Fewer satellites providing microwave observations means significantly more time between scans of a specific storm, said Kim Wood, an associate professor of hydrology and atmospheric sciences at the University of Arizona.

It means meteorologists will be able to observe any given tropical storm or hurricane at microwave frequencies about half as often as they do now, Wood said.

Besides its importance in tracking hurricanes, the microwave data is also key in studying changes in global ice cover and polar sea ice, Wood added.

In a Substack post, James Franklin, retired chief of the National Hurricane Centre’s Hurricane Specialist Unit, said there is “no practical substitute” for hurricane forecasters to use.

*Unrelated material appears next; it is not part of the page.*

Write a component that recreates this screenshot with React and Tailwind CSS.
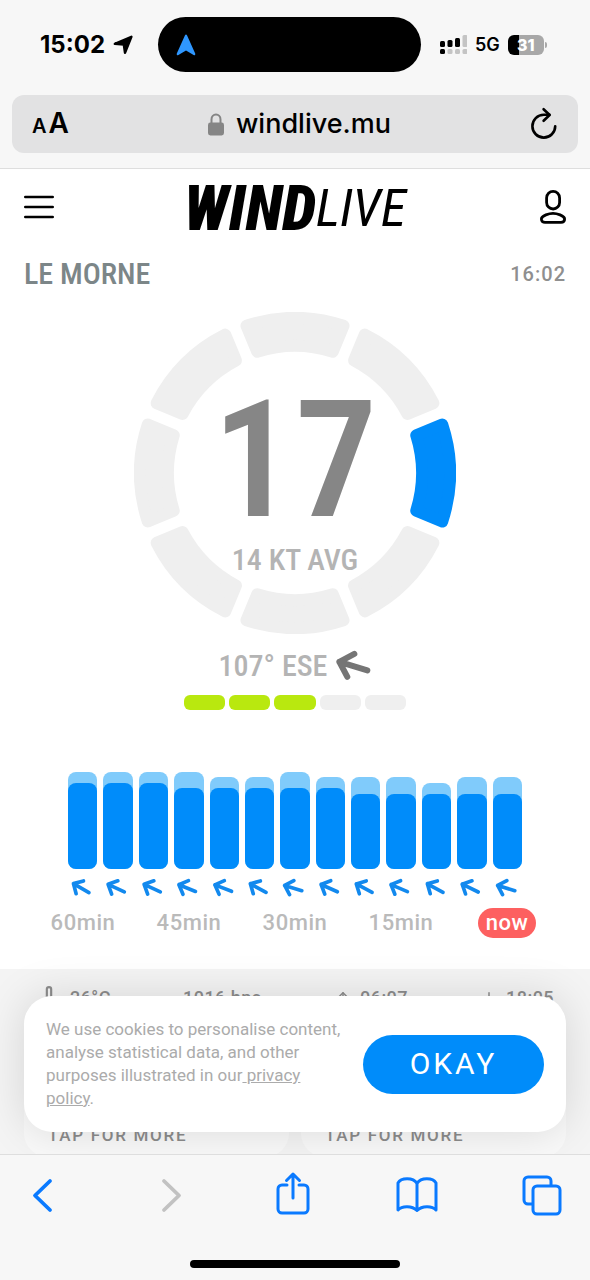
import { Thermometer, ArrowUp, ArrowDown } from "lucide-react";

const DIRECTIONS = 8;

const history = [
  { gust: 18, avg: 16, angle: 30 },
  { gust: 18, avg: 16, angle: 25 },
  { gust: 18, avg: 16, angle: 25 },
  { gust: 18, avg: 15, angle: 22 },
  { gust: 17, avg: 15, angle: 21 },
  { gust: 17, avg: 15, angle: 29 },
  { gust: 18, avg: 15, angle: 17 },
  { gust: 17, avg: 15, angle: 24 },
  { gust: 17, avg: 14, angle: 28 },
  { gust: 17, avg: 14, angle: 23 },
  { gust: 16, avg: 14, angle: 29 },
  { gust: 17, avg: 14, angle: 26 },
  { gust: 17, avg: 14, angle: 17 },
];

const labels = ["60min", "45min", "30min", "15min", "now"];

// one rounded block of the wind rose, drawn around 0,0 and facing east
function segmentPath() {
  const outer = 155;
  const inner = 127;
  const half = Math.PI / DIRECTIONS;
  const a = half - Math.asin(11.5 / outer);
  const b = half - Math.asin(11.5 / inner);
  const p = (r, t) => `${r * Math.cos(t)} ${r * Math.sin(t)}`;
  return `M${p(outer, -a)} A${outer} ${outer} 0 0 1 ${p(outer, a)} L${p(inner, b)} A${inner} ${inner} 0 0 0 ${p(inner, -b)} Z`;
}

function WindArrow({ angle, className }) {
  return (
    <svg viewBox="-12 -12 24 24" className={className} aria-hidden="true">
      <g
        transform={`rotate(${angle})`}
        fill="none"
        stroke="currentColor"
        strokeWidth="4"
        strokeLinecap="round"
        strokeLinejoin="round"
      >
        <path d="M10 0H-9.5M-1.5 -8L-9.5 0L-1.5 8" />
      </g>
    </svg>
  );
}

function StatusBar() {
  return (
    <div className="h-[95px] px-3 grid grid-cols-[146px_1fr_157px] items-start pt-[17px]">
      <div className="h-[55px] flex items-center gap-2 pl-7 font-bold text-2xl">
        15:02
        <svg
          viewBox="0 0 20 20"
          className="w-5 h-5"
          stroke="#000"
          strokeWidth="2.4"
          strokeLinejoin="round"
          aria-hidden="true"
        >
          <path d="M18.4 1.8L12 17.8L10.8 9.6L1.8 8.8Z" />
        </svg>
      </div>
      <div className="h-[55px] rounded-full bg-black flex items-center pl-[18px]">
        <svg viewBox="0 0 20 22" className="w-5 h-[22px]" aria-hidden="true">
          <path
            d="M8.9 1.4Q10 -.4 11.1 1.4L19.2 19.6Q19.6 21.8 17.6 21L10 16.4L2.4 21Q.4 21.8 .8 19.6Z"
            fill="#2f97ff"
          />
        </svg>
      </div>
      <div className="h-[55px] flex items-center gap-2 pl-[19px] font-semibold text-lg">
        <svg viewBox="0 0 27 20" className="w-[27px] h-5" aria-hidden="true">
          <rect x="0" y="6" width="5" height="6" rx="1.5" />
          <rect x="7.5" y="5" width="5" height="7" rx="1.5" />
          <rect x="15" y="3" width="5" height="9" rx="1.5" />
          <rect x="22.5" y="0" width="5" height="12" rx="1.5" fill="#c4c4c4" />
          <rect x="0" y="14" width="5" height="5" rx="1.5" />
          <rect x="7.5" y="14" width="5" height="5" rx="1.5" fill="#c4c4c4" />
          <rect x="15" y="14" width="5" height="5" rx="1.5" fill="#c4c4c4" />
          <rect x="22.5" y="14" width="5" height="5" rx="1.5" fill="#c4c4c4" />
        </svg>
        5G
        <div className="flex items-center gap-px">
          <div className="w-9 h-5 rounded-md bg-[linear-gradient(90deg,#000_31%,#a8a8a8_31%)] text-white text-base leading-5 font-extrabold text-center">
            31
          </div>
          <div className="w-0.5 h-1.5 rounded-r-full bg-[#a8a8a8]" />
        </div>
      </div>
    </div>
  );
}

function AddressBar() {
  return (
    <div className="mx-3 mb-[15px] h-[58px] rounded-xl bg-[#e2e2e3] flex items-center justify-between px-5">
      <button className="flex items-baseline gap-0.5 font-semibold leading-none" aria-label="Page settings">
        <span className="text-xl">A</span>
        <span className="text-[28px]">A</span>
      </button>
      <div className="flex items-center gap-3 text-[27px] font-medium">
        <svg viewBox="0 0 16 23" className="w-4 h-[23px]" fill="#858585" aria-hidden="true">
          <rect x="0" y="9.5" width="16" height="13" rx="2.4" />
          <path d="M3.5 11V6.4a4.5 4.8 0 0 1 9 0V11" fill="none" stroke="#858585" strokeWidth="2" />
        </svg>
        windlive.mu
      </div>
      <button aria-label="Reload" className="w-7">
        <svg
          viewBox="0 0 28 34"
          className="w-7 h-[34px]"
          fill="none"
          stroke="#000"
          strokeWidth="2.6"
          strokeLinecap="round"
          strokeLinejoin="round"
        >
          <path d="M25.2 19.2A11.4 11.4 0 1 1 13.8 7.8H19.5" />
          <path d="M13.6 2.2L19.6 8L13.6 13.8" />
        </svg>
      </button>
    </div>
  );
}

function Header() {
  return (
    <header className="h-[76px] px-6 grid grid-cols-[60px_1fr_60px] items-center">
      <button aria-label="Menu" className="w-[30px]">
        <svg viewBox="0 0 30 24" className="w-[30px] h-6" stroke="#000" strokeWidth="2.6" strokeLinecap="round">
          <path d="M1.3 2H28.7M1.3 12H28.7M1.3 22H28.7" />
        </svg>
      </button>
      <h1 className="pt-1 flex items-center justify-center italic leading-none font-['Roboto_Condensed','Liberation_Sans_Narrow',sans-serif]">
        <span className="font-black text-[62px]">WIND</span>
        <span className="text-[52px]">LIVE</span>
      </h1>
      <button aria-label="Account" className="w-[26px] justify-self-end">
        <svg viewBox="0 0 26 34" className="w-[26px] h-[34px]" fill="none" stroke="#000" strokeWidth="2.8">
          <rect x="6.6" y="1.4" width="13" height="17.6" rx="6.5" />
          <path d="M13 23.4C16.5 23.4 24.6 25.6 24.6 29C24.6 31.4 23 32.4 21 32.4H5C3 32.4 1.4 31.4 1.4 29C1.4 25.6 9.5 23.4 13 23.4Z" />
        </svg>
      </button>
    </header>
  );
}

function WindRose() {
  const d = segmentPath();
  return (
    <div className="relative w-[322px] h-[322px] mx-auto mt-[9px]">
      <svg viewBox="-161 -161 322 322" className="w-full h-full" aria-hidden="true">
        {Array.from({ length: DIRECTIONS }, (_, i) => {
          const color = i === 0 ? "#008cfa" : "#efefef";
          return (
            <path
              key={i}
              d={d}
              transform={`rotate(${i * 45})`}
              fill={color}
              stroke={color}
              strokeWidth="12"
              strokeLinejoin="round"
            />
          );
        })}
      </svg>
      <div className="absolute inset-0 flex flex-col items-center pt-16 font-['Roboto_Condensed','Liberation_Sans_Narrow',sans-serif]">
        <p className="text-[164px] leading-[168px] font-semibold text-[#868686]">17</p>
        <p className="text-3xl leading-8 font-medium text-[#b4b4b4]">14 KT AVG</p>
      </div>
    </div>
  );
}

function History() {
  return (
    <section>
      <div className="px-[68px] grid grid-cols-13 gap-1.5 items-end h-[97px]">
        {history.map((h, i) => (
          <div
            key={i}
            className="rounded-lg bg-[#80cbfb] flex items-end"
            style={{ height: Math.round(h.gust * 5.4) }}
          >
            <div className="w-full rounded-lg bg-[#008cfa]" style={{ height: Math.floor(h.avg * 5.4) }} />
          </div>
        ))}
      </div>
      <div className="px-[68px] grid grid-cols-13 gap-1.5 mt-2 text-[#1289ee]">
        {history.map((h, i) => (
          <WindArrow key={i} angle={h.angle} className="w-[22px] h-[22px] ml-0.5" />
        ))}
      </div>
      <div className="px-[30px] mt-[9px] grid grid-cols-5 justify-items-center text-[22px] leading-[30px] tracking-wide font-medium font-['Roboto',sans-serif]">
        {labels.map((label) =>
          label === "now" ? (
            <span key={label} className="rounded-full bg-[#fd6060] px-2 text-white">
              {label}
            </span>
          ) : (
            <span key={label} className="text-[#bababa]">
              {label}
            </span>
          )
        )}
      </div>
    </section>
  );
}

function Conditions() {
  return (
    <section className="mt-[31px] h-[200px] bg-[#f4f4f4] px-6 pt-4 text-[#8c8c8c] font-medium font-['Roboto',sans-serif]">
      <div className="flex items-center justify-between px-3 text-lg leading-6 tracking-wide">
        <span className="flex items-center gap-2">
          <Thermometer size={26} />
          26°C
        </span>
        <span>1016 hpa</span>
        <span className="flex items-center gap-2">
          <ArrowUp size={18} />
          06:07
        </span>
        <span className="flex items-center gap-2">
          <ArrowDown size={18} />
          18:05
        </span>
      </div>
      <div className="grid grid-cols-2 gap-3 mt-5">
        {["Spot", "Forecast"].map((card) => (
          <button
            key={card}
            className="h-[126px] rounded-3xl bg-[#f9f9f9] px-6 pb-3 flex items-end text-[17px] leading-5 tracking-widest"
          >
            TAP FOR MORE
          </button>
        ))}
      </div>
    </section>
  );
}

function CookieBanner() {
  return (
    <div className="absolute inset-x-6 bottom-[22px] rounded-[28px] bg-white shadow-[0_0_44px_rgba(0,0,0,0.13)] flex items-center justify-between p-[22px] gap-5">
      <p className="text-[17px] leading-[23px] text-[#ababab] font-['Roboto',sans-serif]">
        We use cookies to personalise content, analyse statistical data, and other purposes illustrated in our
        <a href="#privacy" className="underline">
          {" "}
          privacy policy
        </a>
        .
      </p>
      <button className="shrink-0 w-[181px] h-[59px] rounded-full bg-[#008cfa] text-white text-3xl tracking-widest font-['Roboto',sans-serif]">
        OKAY
      </button>
    </div>
  );
}

function Toolbar() {
  return (
    <nav className="h-[126px] shrink-0 border-t border-[#dedede] bg-[#f7f7f7] flex flex-col items-center justify-between pb-3 pt-3">
      <div className="w-full pl-[22px] pr-[27px] flex items-center justify-between text-[#0a7aff]">
        <button aria-label="Back" className="w-[42px] flex justify-center">
          <svg viewBox="0 0 28 56" className="w-7 h-14" fill="none" stroke="currentColor" strokeWidth="3.8" strokeLinecap="round" strokeLinejoin="round">
            <path d="M21 14L6 28.5L21 43" />
          </svg>
        </button>
        <button aria-label="Forward" disabled className="w-[42px] flex justify-center text-[#c2c2c2]">
          <svg viewBox="0 0 28 56" className="w-7 h-14" fill="none" stroke="currentColor" strokeWidth="3.8" strokeLinecap="round" strokeLinejoin="round">
            <path d="M10 14L25 28.5L10 43" />
          </svg>
        </button>
        <button aria-label="Share" className="w-[42px] flex justify-center">
          <svg viewBox="0 0 34 56" className="w-[34px] h-14" fill="none" stroke="currentColor" strokeWidth="3" strokeLinecap="round" strokeLinejoin="round">
            <path d="M11 18H6a4 4 0 0 0-4 4V42a4 4 0 0 0 4 4H28a4 4 0 0 0 4-4V22a4 4 0 0 0-4-4H23" />
            <path d="M17 31V7M10.5 13.5L17 7L23.5 13.5" />
          </svg>
        </button>
        <button aria-label="Bookmarks" className="w-[42px] flex justify-center">
          <svg viewBox="0 0 42 56" className="w-[42px] h-14" fill="none" stroke="currentColor" strokeWidth="3" strokeLinecap="round" strokeLinejoin="round">
            <path d="M2 43V16C5 10.5 17 10 21 16.5C25 10 37 10.5 40 16V43C36 38.5 26 38.5 21 43.5C16 38.5 6 38.5 2 43ZM21 16.5V43" />
          </svg>
        </button>
        <button aria-label="Tabs" className="w-[42px] flex justify-center">
          <svg viewBox="0 0 40 56" className="w-10 h-14" fill="none" stroke="currentColor" strokeWidth="3" strokeLinejoin="round">
            <rect x="11" y="19" width="27" height="28" rx="4" />
            <path d="M11 37H6a4 4 0 0 1-4-4V14a4 4 0 0 1 4-4H25a4 4 0 0 1 4 4V19" />
          </svg>
        </button>
      </div>
      <div className="w-[210px] h-2 rounded-full bg-black" />
    </nav>
  );
}

export default function App() {
  return (
    <div className="h-screen flex flex-col bg-white text-black font-['Inter',sans-serif]">
      <div className="shrink-0 bg-[#f7f7f7] border-b border-[#dedede]">
        <StatusBar />
        <AddressBar />
      </div>

      <main className="relative flex-1 min-h-0 overflow-hidden">
        <Header />
        <div className="px-6 h-[58px] flex items-center justify-between">
          <h2 className="text-3xl font-medium text-[#7c8688] font-['Roboto_Condensed','Liberation_Sans_Narrow',sans-serif]">
            LE MORNE
          </h2>
          <time className="text-xl tracking-wider font-medium text-[#8f8f8f] font-['Roboto',sans-serif]">16:02</time>
        </div>
        <WindRose />
        <div className="mt-[14px] h-9 flex items-center justify-center gap-2">
          <p className="text-3xl leading-8 font-medium text-[#b4b4b4] font-['Roboto_Condensed','Liberation_Sans_Narrow',sans-serif]">
            107° ESE
          </p>
          <WindArrow angle={17} className="w-9 h-9 text-[#757575]" />
        </div>
        <div className="mx-auto mt-[11px] mb-[62px] w-[222px] grid grid-cols-5 gap-1">
          {[1, 2, 3, 4, 5].map((n) => (
            <div
              key={n}
              className={n <= 3 ? "h-[15px] rounded-md bg-[#b9e80f]" : "h-[15px] rounded-md bg-[#efefef]"}
            />
          ))}
        </div>
        <History />
        <Conditions />
        <CookieBanner />
      </main>

      <Toolbar />
    </div>
  );
}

He predicted loss of the data would have cascading impacts on track forecasts for tropical storms, including delayed updates on tropical cyclone strengthening and “cases of hurried and abrupt changes to NHC track and intensity forecasts shortly after first-light visible imagery arrives (the ‘sunrise surprise’)”.

That will especially heighten risks for people in the Caribbean, Central America and Mexico, where reconnaissance aircraft are deployed less frequently to gather direct storm observations, Franklin wrote.

“Traditional weather satellites are helpful, but they don’t allow forecasters to peer beneath the clouds to understand important structural changes that can tip them off to episodes of rapid intensification,” Michael Lowry, another National Hurricane Centre veteran and a hurricane specialist with Local 10 News in Miami, wrote in a separate Substack post.

The decision to delay the termination of the defence satellite data did not comfort Wood, who doesn’t expect meteorologists to find a solution quickly. For example, Wood said, when the Global Precipitation Monitoring mission launched, about a year passed before scientists stopped using data collected by a precursor satellite.

That extra time allowed scientists to make sure they were prepared to process data from the new instruments.

“When the National Hurricane Centre gets essentially five days’ notice that this key source of information is going away, without a lot of context it results in a scramble,” Wood said.